**Exercise material**
┌────────

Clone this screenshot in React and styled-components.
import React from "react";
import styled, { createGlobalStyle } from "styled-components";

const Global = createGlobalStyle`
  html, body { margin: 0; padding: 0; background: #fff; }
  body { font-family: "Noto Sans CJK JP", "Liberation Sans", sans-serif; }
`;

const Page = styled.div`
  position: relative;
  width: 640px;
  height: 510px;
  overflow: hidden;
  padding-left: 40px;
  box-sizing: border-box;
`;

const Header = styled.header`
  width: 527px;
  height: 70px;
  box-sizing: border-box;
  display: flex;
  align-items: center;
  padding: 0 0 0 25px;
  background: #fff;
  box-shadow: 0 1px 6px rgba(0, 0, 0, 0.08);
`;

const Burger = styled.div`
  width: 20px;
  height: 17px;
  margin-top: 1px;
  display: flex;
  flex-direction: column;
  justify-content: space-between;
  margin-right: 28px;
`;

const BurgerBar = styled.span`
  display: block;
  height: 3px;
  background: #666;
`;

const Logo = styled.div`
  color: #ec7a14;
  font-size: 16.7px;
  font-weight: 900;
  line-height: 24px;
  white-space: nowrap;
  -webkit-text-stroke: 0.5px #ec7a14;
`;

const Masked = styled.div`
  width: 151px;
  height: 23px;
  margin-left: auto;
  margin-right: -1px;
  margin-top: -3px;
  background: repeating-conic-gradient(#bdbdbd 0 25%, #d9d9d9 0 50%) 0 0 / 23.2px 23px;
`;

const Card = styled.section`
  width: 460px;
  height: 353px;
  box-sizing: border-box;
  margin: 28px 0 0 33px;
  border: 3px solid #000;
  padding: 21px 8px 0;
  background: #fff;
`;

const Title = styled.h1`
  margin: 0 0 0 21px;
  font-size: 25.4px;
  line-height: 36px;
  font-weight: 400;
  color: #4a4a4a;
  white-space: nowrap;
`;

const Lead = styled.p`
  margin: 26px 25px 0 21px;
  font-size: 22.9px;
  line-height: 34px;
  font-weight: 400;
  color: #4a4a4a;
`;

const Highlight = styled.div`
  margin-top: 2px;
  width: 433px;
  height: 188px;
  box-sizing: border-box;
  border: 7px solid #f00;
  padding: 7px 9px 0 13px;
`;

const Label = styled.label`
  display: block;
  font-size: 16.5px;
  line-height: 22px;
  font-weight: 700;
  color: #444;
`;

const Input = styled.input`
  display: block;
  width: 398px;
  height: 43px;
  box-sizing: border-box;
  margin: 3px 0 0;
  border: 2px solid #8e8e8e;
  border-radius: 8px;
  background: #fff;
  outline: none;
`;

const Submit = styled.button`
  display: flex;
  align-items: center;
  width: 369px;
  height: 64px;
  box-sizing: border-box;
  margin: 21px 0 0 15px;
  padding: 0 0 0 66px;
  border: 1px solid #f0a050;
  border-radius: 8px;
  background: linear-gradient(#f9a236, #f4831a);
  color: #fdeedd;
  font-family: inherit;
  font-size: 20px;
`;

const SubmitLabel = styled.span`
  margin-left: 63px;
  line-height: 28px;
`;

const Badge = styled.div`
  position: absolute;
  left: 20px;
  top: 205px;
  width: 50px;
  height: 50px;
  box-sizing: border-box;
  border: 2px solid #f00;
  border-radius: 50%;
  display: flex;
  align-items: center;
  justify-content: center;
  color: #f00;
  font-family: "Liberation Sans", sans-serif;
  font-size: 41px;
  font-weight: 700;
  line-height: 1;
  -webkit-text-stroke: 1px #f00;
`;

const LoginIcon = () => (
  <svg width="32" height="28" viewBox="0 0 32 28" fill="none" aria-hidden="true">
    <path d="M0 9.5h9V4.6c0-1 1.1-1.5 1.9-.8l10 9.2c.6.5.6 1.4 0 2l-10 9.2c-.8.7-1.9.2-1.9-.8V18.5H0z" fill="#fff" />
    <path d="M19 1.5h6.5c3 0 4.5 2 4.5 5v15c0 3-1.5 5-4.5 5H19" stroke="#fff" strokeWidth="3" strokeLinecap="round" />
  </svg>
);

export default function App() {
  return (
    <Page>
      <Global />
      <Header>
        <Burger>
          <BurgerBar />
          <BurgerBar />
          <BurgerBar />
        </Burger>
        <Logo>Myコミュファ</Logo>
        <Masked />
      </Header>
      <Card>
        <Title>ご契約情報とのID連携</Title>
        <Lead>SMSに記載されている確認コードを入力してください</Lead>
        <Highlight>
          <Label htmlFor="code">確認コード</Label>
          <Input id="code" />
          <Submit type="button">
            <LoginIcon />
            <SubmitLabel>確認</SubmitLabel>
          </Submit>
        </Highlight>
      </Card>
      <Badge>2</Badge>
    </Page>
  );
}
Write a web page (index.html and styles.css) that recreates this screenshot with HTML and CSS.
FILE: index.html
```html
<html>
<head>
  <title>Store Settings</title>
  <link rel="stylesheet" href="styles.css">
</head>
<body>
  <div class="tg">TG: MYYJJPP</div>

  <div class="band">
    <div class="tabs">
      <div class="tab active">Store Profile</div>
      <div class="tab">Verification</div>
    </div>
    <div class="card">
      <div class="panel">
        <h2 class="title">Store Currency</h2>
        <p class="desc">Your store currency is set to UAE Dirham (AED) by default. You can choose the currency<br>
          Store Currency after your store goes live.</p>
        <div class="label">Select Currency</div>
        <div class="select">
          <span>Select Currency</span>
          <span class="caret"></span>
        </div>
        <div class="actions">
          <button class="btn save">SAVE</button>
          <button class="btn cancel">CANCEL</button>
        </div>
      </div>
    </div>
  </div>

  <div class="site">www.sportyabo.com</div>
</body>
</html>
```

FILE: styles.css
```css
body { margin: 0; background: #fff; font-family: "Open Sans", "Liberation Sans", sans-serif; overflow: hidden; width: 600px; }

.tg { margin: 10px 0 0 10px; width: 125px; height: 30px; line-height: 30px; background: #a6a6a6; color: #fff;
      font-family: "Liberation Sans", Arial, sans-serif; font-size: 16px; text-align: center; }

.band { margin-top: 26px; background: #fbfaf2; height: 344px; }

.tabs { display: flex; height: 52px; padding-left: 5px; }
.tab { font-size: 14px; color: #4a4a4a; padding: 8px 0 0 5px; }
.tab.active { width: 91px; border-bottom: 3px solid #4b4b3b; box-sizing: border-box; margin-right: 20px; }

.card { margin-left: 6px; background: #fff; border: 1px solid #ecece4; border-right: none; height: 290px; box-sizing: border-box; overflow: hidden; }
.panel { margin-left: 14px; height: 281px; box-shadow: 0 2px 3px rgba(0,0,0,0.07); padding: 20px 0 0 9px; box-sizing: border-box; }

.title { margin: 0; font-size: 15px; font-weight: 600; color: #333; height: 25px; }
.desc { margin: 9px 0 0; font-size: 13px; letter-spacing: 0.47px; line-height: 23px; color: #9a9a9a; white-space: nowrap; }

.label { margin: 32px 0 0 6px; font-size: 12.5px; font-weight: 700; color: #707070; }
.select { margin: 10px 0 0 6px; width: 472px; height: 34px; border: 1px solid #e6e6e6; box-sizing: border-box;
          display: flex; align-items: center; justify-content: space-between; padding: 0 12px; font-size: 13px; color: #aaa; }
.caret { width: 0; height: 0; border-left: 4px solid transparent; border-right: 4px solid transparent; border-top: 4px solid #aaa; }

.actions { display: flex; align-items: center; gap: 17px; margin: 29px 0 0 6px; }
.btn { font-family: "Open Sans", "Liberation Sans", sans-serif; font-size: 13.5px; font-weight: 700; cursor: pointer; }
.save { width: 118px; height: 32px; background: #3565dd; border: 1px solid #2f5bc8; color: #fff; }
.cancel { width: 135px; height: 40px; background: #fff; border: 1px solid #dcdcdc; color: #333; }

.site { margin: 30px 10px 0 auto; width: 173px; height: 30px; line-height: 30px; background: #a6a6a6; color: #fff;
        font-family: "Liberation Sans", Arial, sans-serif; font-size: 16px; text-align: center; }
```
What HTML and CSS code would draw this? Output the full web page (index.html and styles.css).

└────────

**Required task**
Copy each line of the records that contains the word "this".

**In response**
Clone this screenshot in React and styled-components.
Write a web page (index.html and styles.css) that recreates this screenshot with HTML and CSS.
What HTML and CSS code would draw this? Output the full web page (index.html and styles.css).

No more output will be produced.